• Les ficelles de la vie

    (Illustration avec l'aimable autorisation de reyboz.fr)

    De mon Pépé pêcheur, je pense avoir hérité un don pour démêler les ficelles. Je me souviens sa patience infinie à défaire les fils de ses lignes ou les pelotes de laine vilainement nouées de ma grand-mère. Je revois ses immenses doigts écartant les boucles et leur dextérité joyeuse face aux entrelacs serrés très fort. Il y avait aussi l’os de lapin taillé en aiguille - un outil réformé de son passage comme bourrelier pendant la drôle de guerre - qu’il forçait comme une pointe au cœur des nœuds les plus rétifs. Les mauvais esprits raillaient sa persévérance face à l’écheveau, qu’ils assimilaient stupidement à de la lenteur improductive. Il rendait pourtant service avec plaisir, était payé d’un sourire du cœur. Aux antipodes du spectaculaire, vouté sur son banc, il pouvait résoudre à longueur d’après-midi ce que d’autres avaient relégué au rang du problème sans intérêt, en sifflotant tout bas quelque gwerz de l’ancien temps.

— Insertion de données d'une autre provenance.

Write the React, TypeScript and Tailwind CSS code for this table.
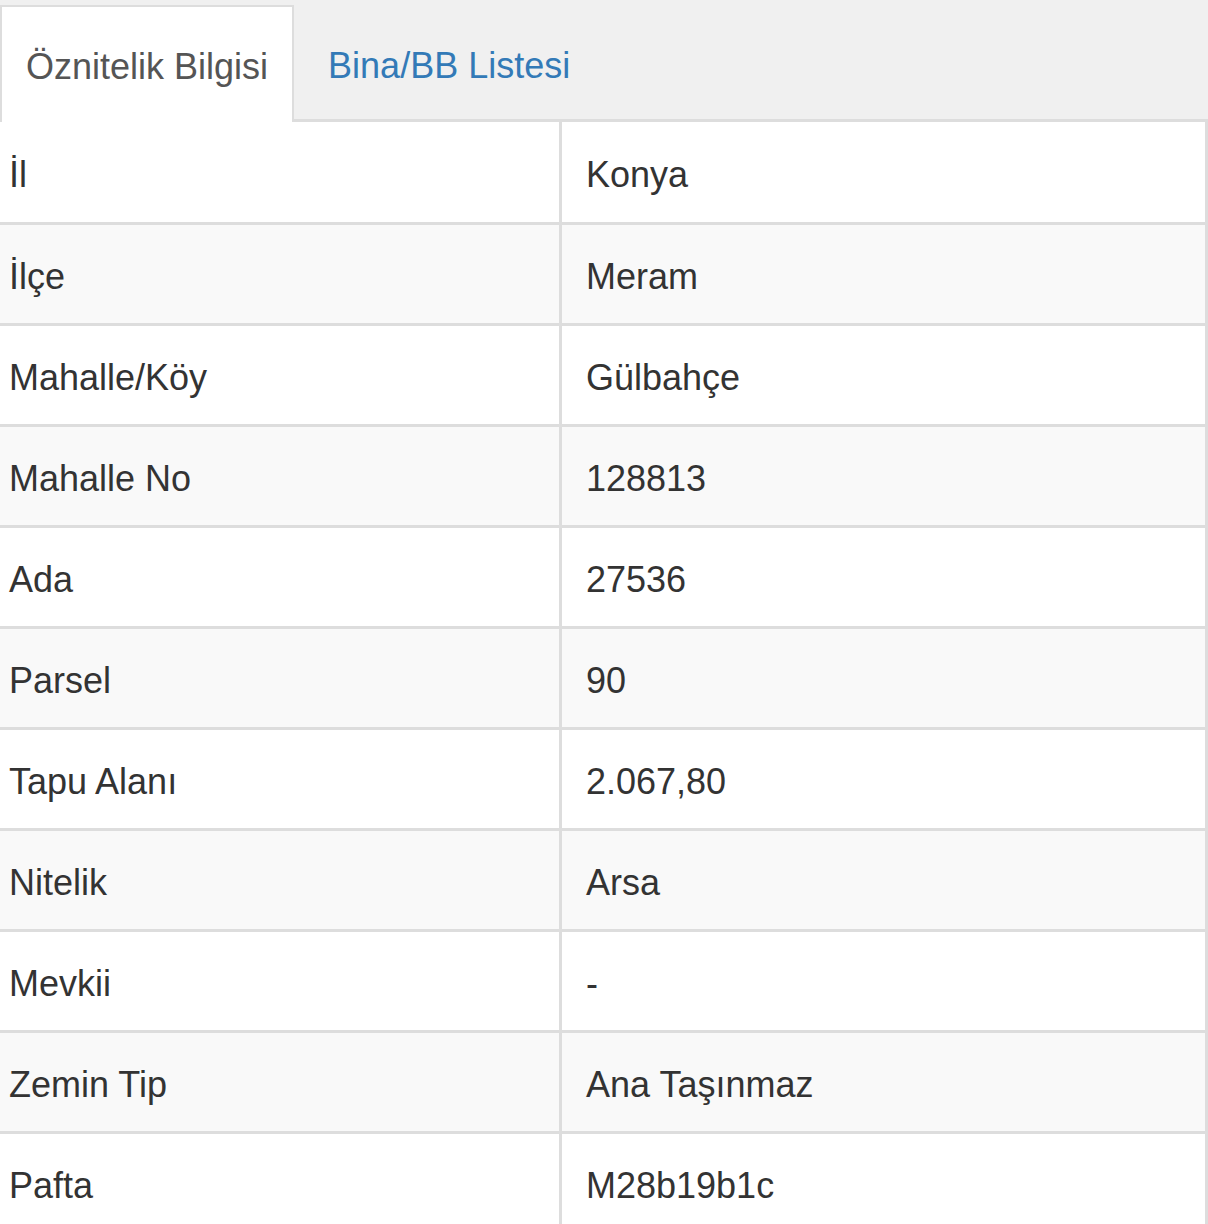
const rows: [string, string][] = [
  ["İl", "Konya"],
  ["İlçe", "Meram"],
  ["Mahalle/Köy", "Gülbahçe"],
  ["Mahalle No", "128813"],
  ["Ada", "27536"],
  ["Parsel", "90"],
  ["Tapu Alanı", "2.067,80"],
  ["Nitelik", "Arsa"],
  ["Mevkii", "-"],
  ["Zemin Tip", "Ana Taşınmaz"],
  ["Pafta", "M28b19b1c"],
];

export default function App() {
  return (
    <div className="w-[1208px] h-[1224px] overflow-hidden bg-white font-['Liberation_Sans',Arial,sans-serif] text-[36px] text-[#333]">
      {/* Tabs */}
      <div className="flex items-end h-[122px] bg-[#f0f0f0] border-b-[3px] border-[#ddd]">
        <div className="flex items-center h-[117px] -mb-[3px] pt-[4px] px-[24px] bg-white border-[#ddd] border-t-2 border-l-2 border-r-2 text-[#555]">
          Öznitelik Bilgisi
        </div>
        <div className="flex items-center h-[114px] pt-[7px] ml-[9px] px-[25px] text-[#337ab7]">
          Bina/BB Listesi
        </div>
      </div>

      {/* Table */}
      <div className="border-r-[3px] border-[#ddd]">
        {rows.map(([label, value], i) => (
          <div
            key={label}
            className={`flex border-b-[3px] border-[#ddd] ${i === 0 ? "h-[103px]" : "h-[101px]"} ${i % 2 === 1 ? "bg-[#f9f9f9]" : "bg-white"}`}
          >
            <div className="flex items-center w-[562px] pt-[5px] pl-[9px] border-r-[3px] border-[#ddd]">
              {label}
            </div>
            <div className="flex items-center flex-1 pt-[5px] pl-[24px]">{value}</div>
          </div>
        ))}
      </div>
    </div>
  );
}
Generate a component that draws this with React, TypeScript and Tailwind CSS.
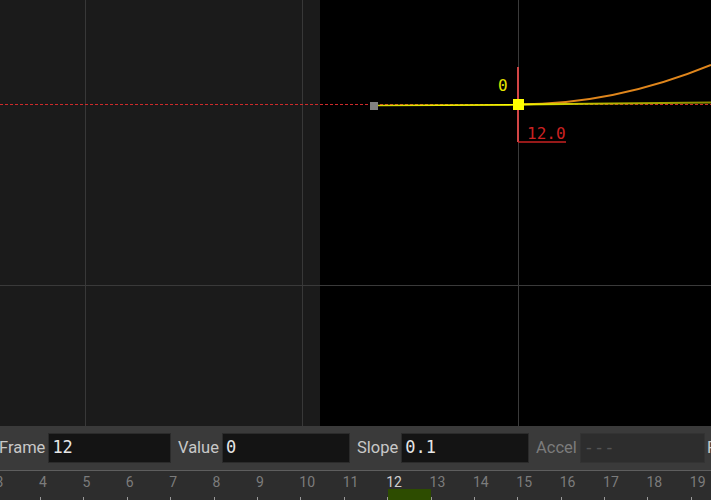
import * as React from "react"

const mono = { fontFamily: '"DejaVu Sans Mono", "Liberation Mono", monospace' }
const sans = { fontFamily: 'Roboto, "Noto Sans", sans-serif' }

const frames = [3, 4, 5, 6, 7, 8, 9, 10, 11, 12, 13, 14, 15, 16, 17, 18, 19, 20]

function GraphCanvas() {
    return (
        <div className="relative h-[426px] flex overflow-hidden">
            <div className="w-[320px] shrink-0 bg-[#1b1b1b]" />
            <div className="flex-1 bg-black" />
            <svg className="absolute inset-0" width="711" height="426" viewBox="0 0 711 426">
                <defs>
                    <linearGradient id="flat" x1="518" y1="0" x2="711" y2="0" gradientUnits="userSpaceOnUse">
                        <stop offset="0" stopColor="#ffff00" />
                        <stop offset="0.25" stopColor="#c8c800" />
                        <stop offset="1" stopColor="#8a8a00" />
                    </linearGradient>
                    <linearGradient id="lead" x1="374" y1="0" x2="518" y2="0" gradientUnits="userSpaceOnUse">
                        <stop offset="0" stopColor="#d8d800" />
                        <stop offset="1" stopColor="#ffff00" />
                    </linearGradient>
                </defs>
                {/* grid */}
                <line x1="85.5" y1="0" x2="85.5" y2="426" stroke="#383838" strokeWidth="1" />
                <line x1="302.5" y1="0" x2="302.5" y2="426" stroke="#383838" strokeWidth="1" />
                <line x1="518.5" y1="0" x2="518.5" y2="426" stroke="#3a3a3a" strokeWidth="1" />
                <line x1="0" y1="285.5" x2="711" y2="285.5" stroke="#3a3a3a" strokeWidth="1" />

                {/* previous segment (dashed) */}
                <line x1="0" y1="104.5" x2="711" y2="104.5" stroke="#d02a2a" strokeWidth="1" strokeDasharray="3 2" />

                {/* curves */}
                <path d="M374 105.5 L518 104.8" stroke="url(#lead)" strokeWidth="1.6" fill="none" />
                <path d="M518 104.5 Q614.5 104.5 711 65" stroke="#e0861c" strokeWidth="2" fill="none" />
                <path d="M518 104.5 L711 102.5" stroke="url(#flat)" strokeWidth="2" fill="none" />

                {/* handle */}
                <rect x="370" y="102" width="8" height="8" fill="#808080" />

                {/* key marker */}
                <rect x="517" y="67" width="2" height="75" fill="#d24646" />
                <line x1="518" y1="142" x2="566" y2="142" stroke="#c82222" strokeWidth="1.5" />
                <rect x="513" y="99" width="11" height="11" fill="#ffff00" />
            </svg>
            <span className="absolute left-[498px] top-[76px] text-[16px] leading-5 text-[#e6e600]" style={mono}>0</span>
            <span className="absolute left-[527px] top-[124px] text-[16px] leading-5 text-[#cc2222]" style={mono}>12.0</span>
        </div>
    )
}

function Field({ label, value, width, dim, first }: { label: string; value: string; width: string; dim?: boolean; first?: boolean }) {
    return (
        <div className={`flex items-center gap-[3px] shrink-0 ${width} ${first ? "ml-[-1px]" : ""}`}>
            <span className={`text-[16.5px] shrink-0 ${dim ? "text-[#7c7c7c]" : "text-[#c8c8c8]"}`} style={sans}>{label}</span>
            <div
                className={`flex-1 h-[30px] flex items-center px-[3px] border ${dim ? "bg-[#2d2d2d] border-[#333333] text-[#555555]" : "bg-[#141414] border-[#2b2b2b] text-[#e6e6e6]"}`}
            >
                <span className="text-[17px]" style={mono}>{value}</span>
            </div>
        </div>
    )
}

function Toolbar() {
    return (
        <div className="h-[44px] bg-[#3a3a3a] flex items-center gap-[7px] overflow-hidden">
            <Field label="Frame" value="12" width="w-[172px]" first />
            <Field label="Value" value="0" width="w-[172px]" />
            <Field label="Slope" value="0.1" width="w-[172px]" />
            <Field label="Accel" value="---" width="w-[169px]" dim />
            <span className="ml-[-5px] text-[16.5px] text-[#c8c8c8] shrink-0" style={sans}>Flags</span>
        </div>
    )
}

function Ruler() {
    return (
        <div className="h-[30px] bg-[#2d2d2d] border-t border-[#5e5e5e] flex overflow-hidden">
            <div className="flex ml-[-3.4px]">
                {frames.map((n) => (
                    <div key={n} className="relative w-[43.4px] h-full shrink-0">
                        {n === 12 && <div className="absolute left-[1px] bottom-0 w-[43px] h-[11px] bg-[#2d4c00]" />}
                        <span
                            className={`absolute left-[-1px] top-[3px] text-[14px] leading-4 ${n === 12 ? "text-[#cfcfcf]" : "text-[#7c7c7c]"}`}
                            style={sans}
                        >
                            {n}
                        </span>
                        <div className="absolute left-0 bottom-0 w-px h-[3px] bg-[#9a9a9a]" />
                    </div>
                ))}
            </div>
        </div>
    )
}

export default function App() {
    return (
        <div className="w-[711px] h-[500px] bg-black overflow-hidden select-none">
            <GraphCanvas />
            <Toolbar />
            <Ruler />
        </div>
    )
}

    De ces longues heures en sa compagnie, apprenti béat de sa sapience, je pense avoir hérité d’une phobie des ficelles emmêlées. Petit déjà pour suivre son exemple, je me ruais sur tout ce que la vie me présentait d’enchevêtrements de fistrouilles en tout genre ; des suspentes de cerf-volant à la laisse du chien, des lacets de chaussures au vicieux élastique de Jokari, j’ai appris et je sais faire aussi. Assez bien.

    Le monde moderne m’a offert ces dernières années les cordons de chargeurs et les écouteurs auriculaires sur lesquels j’assouvis mon vice, et dont mon entourage me gratifie régulièrement. Qu’une boule de fils se présente et le brouhaha du monde s’arrête. Toute affaire cessante, il me faut m’y atteler, comme une misère qu’il me faudrait éradiquer prioritairement sur tout le reste. Un vrai handicap quand il faut respecter l’ordre des priorités qui me sont imposées !

    Dans un monde où les promoteurs de la paire de ciseaux de gauche ou de droite nous vantent à longueur de temps le tranchant de leurs solutions, il faut bien avouer que ma débilité fait tache. Bientôt je ne serai plus dans le coup question utilité productive. Il me restera alors l’air de la gwerz, que je pourrai fredonner de mémoire.